-- Written request --
Print the records below exactly, from the line containing "Rebuild this screenshot" down to the line containing "const HEAD_LINE = '#9eb6ce';", both lines included, and omit every picture.

○ ○ ○ ○ ○ ○ ○

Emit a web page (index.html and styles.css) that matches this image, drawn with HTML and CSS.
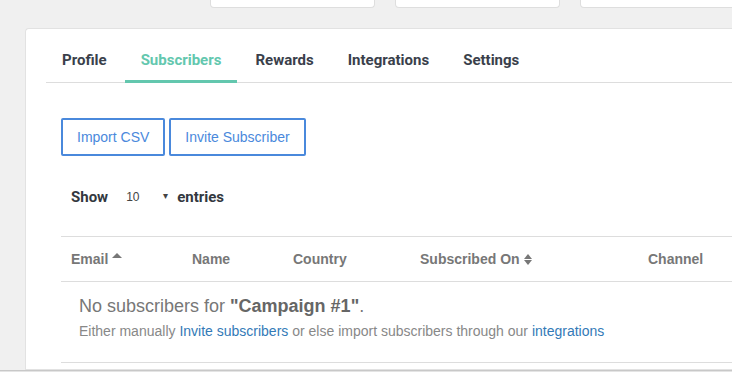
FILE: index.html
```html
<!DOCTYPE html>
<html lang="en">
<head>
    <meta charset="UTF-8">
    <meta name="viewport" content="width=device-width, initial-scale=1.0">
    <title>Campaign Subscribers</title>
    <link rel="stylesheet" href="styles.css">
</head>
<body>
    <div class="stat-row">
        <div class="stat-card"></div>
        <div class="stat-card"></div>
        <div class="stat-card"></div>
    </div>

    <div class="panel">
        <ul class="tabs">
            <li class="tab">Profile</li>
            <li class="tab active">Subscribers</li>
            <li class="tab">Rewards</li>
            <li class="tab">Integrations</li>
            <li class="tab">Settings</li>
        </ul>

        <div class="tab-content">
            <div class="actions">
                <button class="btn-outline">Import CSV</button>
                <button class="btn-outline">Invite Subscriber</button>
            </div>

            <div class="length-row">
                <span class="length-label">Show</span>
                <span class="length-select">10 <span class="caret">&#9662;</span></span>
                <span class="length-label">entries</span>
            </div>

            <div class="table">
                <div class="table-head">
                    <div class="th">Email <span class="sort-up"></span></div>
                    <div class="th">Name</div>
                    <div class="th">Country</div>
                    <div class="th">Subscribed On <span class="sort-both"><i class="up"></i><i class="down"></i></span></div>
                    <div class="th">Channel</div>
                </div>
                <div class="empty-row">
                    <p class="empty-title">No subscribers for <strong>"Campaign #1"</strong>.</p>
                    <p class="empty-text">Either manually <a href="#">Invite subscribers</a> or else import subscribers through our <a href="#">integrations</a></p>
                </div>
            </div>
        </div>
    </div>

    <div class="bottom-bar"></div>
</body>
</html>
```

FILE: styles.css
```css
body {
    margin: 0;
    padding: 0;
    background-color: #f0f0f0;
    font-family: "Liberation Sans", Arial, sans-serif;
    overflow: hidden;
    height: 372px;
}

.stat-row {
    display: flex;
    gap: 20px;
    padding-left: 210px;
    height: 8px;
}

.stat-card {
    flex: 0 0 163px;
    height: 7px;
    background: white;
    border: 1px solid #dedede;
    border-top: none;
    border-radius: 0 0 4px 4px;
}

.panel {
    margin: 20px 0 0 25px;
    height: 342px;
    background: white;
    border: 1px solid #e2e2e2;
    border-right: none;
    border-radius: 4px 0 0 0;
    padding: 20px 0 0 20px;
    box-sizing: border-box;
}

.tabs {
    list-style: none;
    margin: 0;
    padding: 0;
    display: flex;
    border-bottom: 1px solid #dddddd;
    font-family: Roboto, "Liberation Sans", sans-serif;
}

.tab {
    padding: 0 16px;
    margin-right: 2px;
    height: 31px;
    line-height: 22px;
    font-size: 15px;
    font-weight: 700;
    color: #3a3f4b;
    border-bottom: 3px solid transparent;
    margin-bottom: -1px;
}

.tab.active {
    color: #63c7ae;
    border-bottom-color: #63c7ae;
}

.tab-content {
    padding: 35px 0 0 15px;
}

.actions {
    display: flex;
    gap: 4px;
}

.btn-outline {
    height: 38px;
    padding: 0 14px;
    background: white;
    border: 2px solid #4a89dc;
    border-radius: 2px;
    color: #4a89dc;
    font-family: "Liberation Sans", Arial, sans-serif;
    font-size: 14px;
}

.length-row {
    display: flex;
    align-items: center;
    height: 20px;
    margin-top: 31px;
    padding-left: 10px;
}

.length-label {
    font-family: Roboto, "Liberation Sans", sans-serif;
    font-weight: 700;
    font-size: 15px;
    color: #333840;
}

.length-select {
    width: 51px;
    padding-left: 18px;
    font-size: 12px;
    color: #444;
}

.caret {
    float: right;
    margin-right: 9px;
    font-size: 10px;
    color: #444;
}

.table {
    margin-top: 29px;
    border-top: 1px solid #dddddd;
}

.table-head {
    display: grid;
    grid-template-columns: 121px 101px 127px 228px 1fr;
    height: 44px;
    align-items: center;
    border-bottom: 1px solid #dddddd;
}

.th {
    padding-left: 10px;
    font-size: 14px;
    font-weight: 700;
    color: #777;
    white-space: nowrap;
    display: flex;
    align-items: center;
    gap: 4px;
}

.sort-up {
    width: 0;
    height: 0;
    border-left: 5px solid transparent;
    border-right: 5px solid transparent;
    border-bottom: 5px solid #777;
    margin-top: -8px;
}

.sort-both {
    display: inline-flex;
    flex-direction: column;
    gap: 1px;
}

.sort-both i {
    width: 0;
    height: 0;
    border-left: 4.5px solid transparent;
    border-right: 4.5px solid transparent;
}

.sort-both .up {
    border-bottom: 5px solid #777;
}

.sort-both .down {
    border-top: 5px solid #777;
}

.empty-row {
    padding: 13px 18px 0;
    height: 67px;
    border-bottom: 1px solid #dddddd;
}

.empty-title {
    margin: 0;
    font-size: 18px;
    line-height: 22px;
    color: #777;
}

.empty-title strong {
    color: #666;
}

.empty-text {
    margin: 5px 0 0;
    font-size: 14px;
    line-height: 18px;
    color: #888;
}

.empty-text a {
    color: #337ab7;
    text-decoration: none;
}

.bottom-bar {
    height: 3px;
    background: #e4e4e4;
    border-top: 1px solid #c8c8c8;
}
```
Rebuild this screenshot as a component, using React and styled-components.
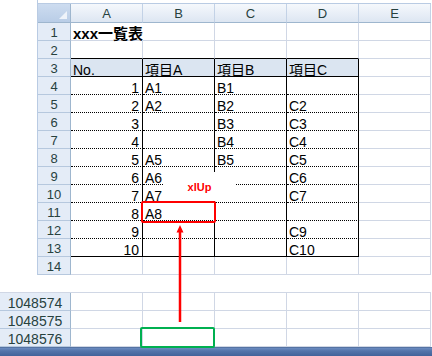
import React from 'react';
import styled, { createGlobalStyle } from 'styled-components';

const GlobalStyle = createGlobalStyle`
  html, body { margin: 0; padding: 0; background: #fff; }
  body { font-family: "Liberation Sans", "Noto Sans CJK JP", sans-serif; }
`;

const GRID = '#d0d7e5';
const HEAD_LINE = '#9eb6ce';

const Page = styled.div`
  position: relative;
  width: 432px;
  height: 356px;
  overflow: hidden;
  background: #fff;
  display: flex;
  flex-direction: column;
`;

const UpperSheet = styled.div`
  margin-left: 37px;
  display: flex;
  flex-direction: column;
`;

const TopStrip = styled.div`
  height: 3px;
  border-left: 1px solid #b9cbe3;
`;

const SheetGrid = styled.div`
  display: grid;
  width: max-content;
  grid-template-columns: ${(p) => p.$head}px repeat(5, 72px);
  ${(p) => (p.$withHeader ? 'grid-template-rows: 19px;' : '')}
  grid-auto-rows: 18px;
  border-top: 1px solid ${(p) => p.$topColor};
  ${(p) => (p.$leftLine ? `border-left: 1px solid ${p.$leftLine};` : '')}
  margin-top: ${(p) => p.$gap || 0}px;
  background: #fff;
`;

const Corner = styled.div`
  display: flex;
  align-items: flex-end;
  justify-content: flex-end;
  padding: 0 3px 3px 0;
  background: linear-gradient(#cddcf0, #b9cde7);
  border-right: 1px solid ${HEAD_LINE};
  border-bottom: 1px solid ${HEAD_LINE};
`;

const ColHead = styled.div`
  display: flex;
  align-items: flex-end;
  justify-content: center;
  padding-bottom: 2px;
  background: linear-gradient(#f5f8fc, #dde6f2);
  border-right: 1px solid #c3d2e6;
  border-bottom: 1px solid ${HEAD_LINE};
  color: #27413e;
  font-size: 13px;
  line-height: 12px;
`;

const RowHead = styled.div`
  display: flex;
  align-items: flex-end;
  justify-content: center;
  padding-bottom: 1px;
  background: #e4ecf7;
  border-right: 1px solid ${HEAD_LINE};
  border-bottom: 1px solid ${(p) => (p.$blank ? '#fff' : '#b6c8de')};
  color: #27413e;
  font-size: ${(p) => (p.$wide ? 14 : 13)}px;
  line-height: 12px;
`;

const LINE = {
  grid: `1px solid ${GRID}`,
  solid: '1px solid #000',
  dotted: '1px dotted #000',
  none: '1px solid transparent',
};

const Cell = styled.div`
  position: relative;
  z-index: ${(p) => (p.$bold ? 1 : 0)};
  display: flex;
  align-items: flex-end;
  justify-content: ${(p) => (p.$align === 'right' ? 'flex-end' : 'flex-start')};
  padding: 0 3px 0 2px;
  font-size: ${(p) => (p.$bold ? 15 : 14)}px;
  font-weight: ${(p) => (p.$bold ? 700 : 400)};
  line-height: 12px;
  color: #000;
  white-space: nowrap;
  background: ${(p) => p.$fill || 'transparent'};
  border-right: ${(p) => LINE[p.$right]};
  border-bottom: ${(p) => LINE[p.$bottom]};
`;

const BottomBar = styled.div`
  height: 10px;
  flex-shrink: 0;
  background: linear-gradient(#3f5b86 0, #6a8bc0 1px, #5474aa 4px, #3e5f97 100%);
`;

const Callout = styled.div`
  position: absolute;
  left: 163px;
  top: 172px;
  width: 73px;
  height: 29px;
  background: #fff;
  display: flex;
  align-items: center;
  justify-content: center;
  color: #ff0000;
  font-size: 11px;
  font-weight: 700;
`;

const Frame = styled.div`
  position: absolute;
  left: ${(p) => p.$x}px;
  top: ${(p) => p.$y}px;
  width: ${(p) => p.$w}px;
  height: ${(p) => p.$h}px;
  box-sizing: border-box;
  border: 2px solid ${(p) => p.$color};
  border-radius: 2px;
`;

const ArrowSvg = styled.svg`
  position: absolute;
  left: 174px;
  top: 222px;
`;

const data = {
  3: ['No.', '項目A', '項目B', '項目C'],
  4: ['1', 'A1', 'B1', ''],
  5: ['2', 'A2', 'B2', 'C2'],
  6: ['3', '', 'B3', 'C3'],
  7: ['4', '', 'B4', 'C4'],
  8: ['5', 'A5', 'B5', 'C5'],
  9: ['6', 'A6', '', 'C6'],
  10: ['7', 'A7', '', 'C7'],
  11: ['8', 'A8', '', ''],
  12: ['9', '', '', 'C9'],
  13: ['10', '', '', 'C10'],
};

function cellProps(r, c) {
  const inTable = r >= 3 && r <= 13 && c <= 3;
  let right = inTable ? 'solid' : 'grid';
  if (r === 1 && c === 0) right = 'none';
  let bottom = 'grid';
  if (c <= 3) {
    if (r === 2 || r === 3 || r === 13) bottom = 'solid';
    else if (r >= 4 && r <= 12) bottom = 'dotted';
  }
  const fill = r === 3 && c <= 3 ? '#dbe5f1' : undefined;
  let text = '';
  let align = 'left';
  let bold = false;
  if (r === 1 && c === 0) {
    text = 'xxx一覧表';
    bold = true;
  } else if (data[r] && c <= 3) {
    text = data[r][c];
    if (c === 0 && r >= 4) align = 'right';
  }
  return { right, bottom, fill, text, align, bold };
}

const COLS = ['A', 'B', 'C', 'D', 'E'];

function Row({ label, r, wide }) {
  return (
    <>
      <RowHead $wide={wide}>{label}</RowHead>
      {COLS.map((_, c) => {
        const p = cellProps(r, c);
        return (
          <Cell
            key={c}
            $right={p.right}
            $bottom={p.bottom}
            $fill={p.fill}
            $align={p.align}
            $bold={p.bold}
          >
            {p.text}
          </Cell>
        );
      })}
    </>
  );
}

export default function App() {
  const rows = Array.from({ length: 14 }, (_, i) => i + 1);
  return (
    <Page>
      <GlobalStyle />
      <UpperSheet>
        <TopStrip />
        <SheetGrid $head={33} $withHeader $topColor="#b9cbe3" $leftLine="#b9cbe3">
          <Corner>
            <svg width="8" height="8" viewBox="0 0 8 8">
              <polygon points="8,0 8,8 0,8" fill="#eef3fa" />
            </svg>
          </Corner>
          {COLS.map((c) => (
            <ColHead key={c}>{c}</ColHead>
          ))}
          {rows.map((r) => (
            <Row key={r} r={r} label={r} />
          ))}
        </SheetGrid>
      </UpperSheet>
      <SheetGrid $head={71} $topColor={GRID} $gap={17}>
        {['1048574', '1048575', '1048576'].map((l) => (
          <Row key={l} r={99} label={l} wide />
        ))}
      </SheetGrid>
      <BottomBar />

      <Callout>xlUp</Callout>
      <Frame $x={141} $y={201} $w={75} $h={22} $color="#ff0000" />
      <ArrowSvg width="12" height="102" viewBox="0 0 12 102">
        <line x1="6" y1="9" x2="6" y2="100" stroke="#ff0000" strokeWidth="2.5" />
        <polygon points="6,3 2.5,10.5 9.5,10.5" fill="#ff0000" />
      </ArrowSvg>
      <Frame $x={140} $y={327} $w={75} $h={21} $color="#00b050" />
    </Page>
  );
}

○ ○ ○ ○ ○ ○ ○

-- Finished answer --
Rebuild this screenshot as a component, using React and styled-components.
import React from 'react';
import styled, { createGlobalStyle } from 'styled-components';

const GlobalStyle = createGlobalStyle`
  html, body { margin: 0; padding: 0; background: #fff; }
  body { font-family: "Liberation Sans", "Noto Sans CJK JP", sans-serif; }
`;

const GRID = '#d0d7e5';
const HEAD_LINE = '#9eb6ce';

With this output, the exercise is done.